Exercise requirements:
Which lines contain the word "page"? Return each of them as written.

────────────────

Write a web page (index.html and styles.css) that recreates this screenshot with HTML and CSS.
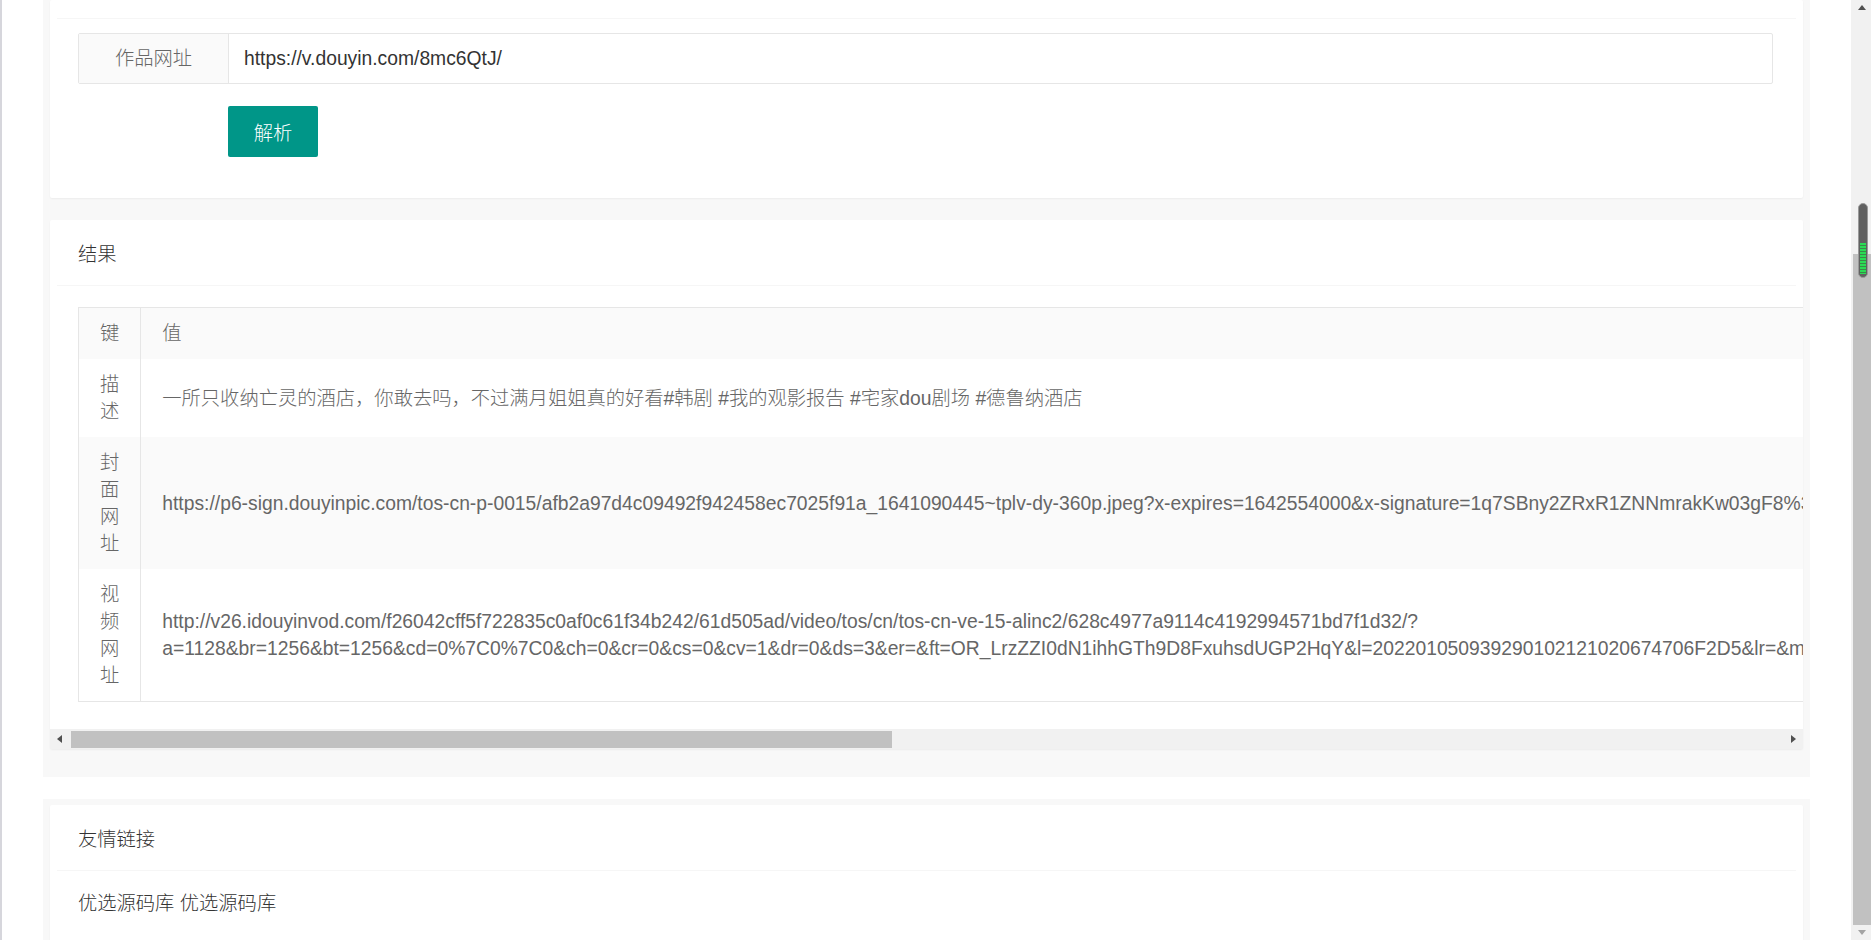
FILE: index.html
```html
<!DOCTYPE html>
<html lang="zh-CN">
<head>
  <meta charset="UTF-8">
  <title>抖音作品解析</title>
  <link rel="stylesheet" href="styles.css">
</head>
<body>

  <div class="edge"></div>

  <div class="page">
    <div class="fluid fluid-main">
      <div class="card">
        <div class="card-header card-header-cut"></div>
        <div class="form-body">
          <div class="form-item">
            <label class="form-label">作品网址</label>
            <input class="form-input" type="text" value="https://v.douyin.com/8mc6QtJ/">
          </div>
          <div class="form-actions">
            <button class="btn">解析</button>
          </div>
        </div>
      </div>

      <div class="card">
        <div class="card-header">结果</div>
        <div class="result-scroll">
          <table class="result-table">
            <thead>
              <tr>
                <th class="key">键</th>
                <th>值</th>
              </tr>
            </thead>
            <tbody>
              <tr>
                <td class="key">描述</td>
                <td>一所只收纳亡灵的酒店，你敢去吗，不过满月姐姐真的好看#韩剧 #我的观影报告 #宅家dou剧场 #德鲁纳酒店</td>
              </tr>
              <tr class="even">
                <td class="key">封面网址</td>
                <td>https://p6-sign.douyinpic.com/tos-cn-p-0015/afb2a97d4c09492f942458ec7025f91a_1641090445~tplv-dy-360p.jpeg?x-expires=1642554000&amp;x-signature=1q7SBny2ZRxR1ZNNmrakKw03gF8%3D&amp;from=4042867744&amp;s=PackSourceEnum_AWEME_DETAIL&amp;se=false&amp;sc=cover&amp;l=202201050939290102121020674706F2D5</td>
              </tr>
              <tr>
                <td class="key">视频网址</td>
                <td>http://v26.idouyinvod.com/f26042cff5f722835c0af0c61f34b242/61d505ad/video/tos/cn/tos-cn-ve-15-alinc2/628c4977a9114c4192994571bd7f1d32/?<wbr>a=1128&amp;br=1256&amp;bt=1256&amp;cd=0%7C0%7C0&amp;ch=0&amp;cr=0&amp;cs=0&amp;cv=1&amp;dr=0&amp;ds=3&amp;er=&amp;ft=OR_LrzZZI0dN1ihhGTh9D8FxuhsdUGP2HqY&amp;l=202201050939290102121020674706F2D5&amp;lr=&amp;mime_type=video_mp4&amp;net=0&amp;pl=0&amp;qs=0&amp;rc=M3Bvcmg6ZnN4OjMzNGkzM0ApZjw2NjY1aTw4N2k0OWVnZ2dfYC9vcjRfLWpgLS1kLS9zc182Mi0wXzBiMTYyMC41LzE6Yw%3D%3D&amp;vl=&amp;vr=</td>
              </tr>
            </tbody>
          </table>
        </div>
        <div class="hbar">
          <span class="hbar-btn hbar-left"></span>
          <div class="hbar-track">
            <div class="hbar-thumb"></div>
          </div>
          <span class="hbar-btn hbar-right"></span>
        </div>
      </div>
    </div>

    <div class="fluid fluid-links">
      <div class="card">
        <div class="card-header">友情链接</div>
        <div class="links-body">
          <a href="#">优选源码库</a> <a href="#">优选源码库</a>
        </div>
      </div>
    </div>
  </div>

  <div class="vscroll">
    <div class="vs-up"></div>
    <div class="vs-track">
      <div class="vs-fill"></div>
    </div>
    <div class="vs-down"></div>
    <div class="vs-thumb">
      <div class="vs-grip"></div>
    </div>
  </div>

</body>
</html>
```

FILE: styles.css
```css
:root {
  --page-bg: #fff;
  --fluid-bg: #f8f8f8;
  --card-bg: #fff;
  --line: #f6f6f6;
  --border: #e6e6e6;
  --stripe: #fafafa;
  --text: #333;
  --muted: #666;
  --green: #009688;
  --bar-bg: #f1f1f1;
  --bar-thumb: #c1c1c1;
}

html, body {
  height: 100%;
}

body {
  margin: 0;
  display: flex;
  height: 100vh;
  overflow: hidden;
  background-color: var(--page-bg);
  font-family: "Liberation Sans", "Noto Sans CJK SC", sans-serif;
  font-size: 19.3px;
  font-weight: 300;
  color: var(--text);
}

.edge {
  width: 2px;
  flex-shrink: 0;
  background-color: #d6d6dc;
}

.page {
  flex: 1;
  min-width: 0;
  padding: 0 41px;
  overflow: hidden;
}

.fluid {
  background-color: var(--fluid-bg);
  padding: 0 7px 28px;
}

.fluid-links {
  margin-top: 22px;
  padding: 6px 7px;
}

.card {
  background-color: var(--card-bg);
  border-radius: 2px;
  box-shadow: 0 1px 2px 0 rgba(0, 0, 0, 0.05);
  margin-bottom: 22px;
}

.card:last-child {
  margin-bottom: 0;
}

.card-header {
  margin: 0 7px;
  padding: 0 21px;
  height: 65px;
  line-height: 70px;
  border-bottom: 1px solid var(--line);
  color: var(--text);
}

.card-header-cut {
  height: 18px;
  line-height: 18px;
}

/* form */

.form-body {
  padding: 14px 30px 41px 28px;
}

.form-item {
  display: flex;
  border: 1px solid var(--border);
  border-radius: 2px;
}

.form-label {
  width: 149px;
  height: 49px;
  line-height: 49px;
  text-align: center;
  background-color: var(--stripe);
  border-right: 1px solid var(--border);
  color: var(--muted);
}

.form-input {
  flex: 1;
  height: 49px;
  border: none;
  outline: none;
  padding: 0 15px;
  font-family: inherit;
  font-size: inherit;
  font-weight: inherit;
  color: var(--text);
  background: transparent;
}

.form-actions {
  margin-top: 22px;
  padding-left: 150px;
}

.btn {
  width: 90px;
  height: 51px;
  border: none;
  border-radius: 2px;
  background-color: var(--green);
  color: #fff;
  font-family: inherit;
  font-size: inherit;
  font-weight: inherit;
  cursor: pointer;
}

/* result table */

.result-scroll {
  overflow: hidden;
  padding: 21px 28px 27px;
}

.result-table {
  border-collapse: collapse;
  border: 1px solid var(--border);
  color: var(--muted);
}

.result-table th,
.result-table td {
  padding: 12px 21px;
  line-height: 27px;
  font-weight: inherit;
  text-align: left;
  vertical-align: middle;
}

.result-table thead tr,
.result-table tr.even {
  background-color: var(--stripe);
}

.result-table .key {
  text-align: center;
  border-right: 1px solid var(--border);
}

/* horizontal scrollbar of the result card */

.hbar {
  display: flex;
  height: 20px;
  background-color: var(--bar-bg);
}

.hbar-btn {
  width: 20px;
  flex-shrink: 0;
  display: flex;
  justify-content: center;
  align-items: center;
}

.hbar-left::before {
  content: "";
  border-top: 4px solid transparent;
  border-bottom: 4px solid transparent;
  border-right: 5px solid #505050;
  margin-left: -2px;
}

.hbar-right::before {
  content: "";
  border-top: 4px solid transparent;
  border-bottom: 4px solid transparent;
  border-left: 5px solid #505050;
  margin-left: 1px;
}

.hbar-track {
  flex: 1;
  padding: 2px 0 1px 1px;
}

.hbar-thumb {
  width: 821px;
  height: 100%;
  background-color: var(--bar-thumb);
}

/* links */

.links-body {
  padding: 17px 28px 30px;
  line-height: 32px;
}

.links-body a {
  color: var(--text);
  text-decoration: none;
}

/* page scrollbar */

.vscroll {
  position: relative;
  width: 20px;
  flex-shrink: 0;
  display: flex;
  flex-direction: column;
  background-color: var(--bar-bg);
}

.vs-up,
.vs-down {
  height: 15px;
  display: flex;
  justify-content: center;
  align-items: center;
}

.vs-up::before {
  content: "";
  border-left: 4.5px solid transparent;
  border-right: 4.5px solid transparent;
  border-bottom: 5px solid #505050;
  margin-left: 1px;
}

.vs-down::before {
  content: "";
  border-left: 4.5px solid transparent;
  border-right: 4.5px solid transparent;
  border-top: 5px solid #a3a3a3;
  margin-left: 1px;
}

.vs-track {
  flex: 1;
  display: flex;
  flex-direction: column;
  padding-top: 239px;
}

.vs-fill {
  flex: 1;
  margin-left: 2px;
  background-color: var(--bar-thumb);
}

.vs-thumb {
  position: absolute;
  top: 203px;
  left: 7px;
  width: 8px;
  height: 70px;
  border: 1px solid #9a9a9a;
  border-radius: 5px;
  background-color: #606060;
  display: flex;
  flex-direction: column;
  justify-content: flex-end;
  padding: 0 0 3px;
}

.vs-grip {
  height: 31px;
  margin: 0 1px;
  background: repeating-linear-gradient(to bottom, #2bdc55 0, #2bdc55 2px, #3a8a4a 2px, #3a8a4a 3px);
}
```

────────────────

Exercise answer:
Write a web page (index.html and styles.css) that recreates this screenshot with HTML and CSS.
  <div class="page">
  --page-bg: #fff;
  background-color: var(--page-bg);
.page {
/* page scrollbar */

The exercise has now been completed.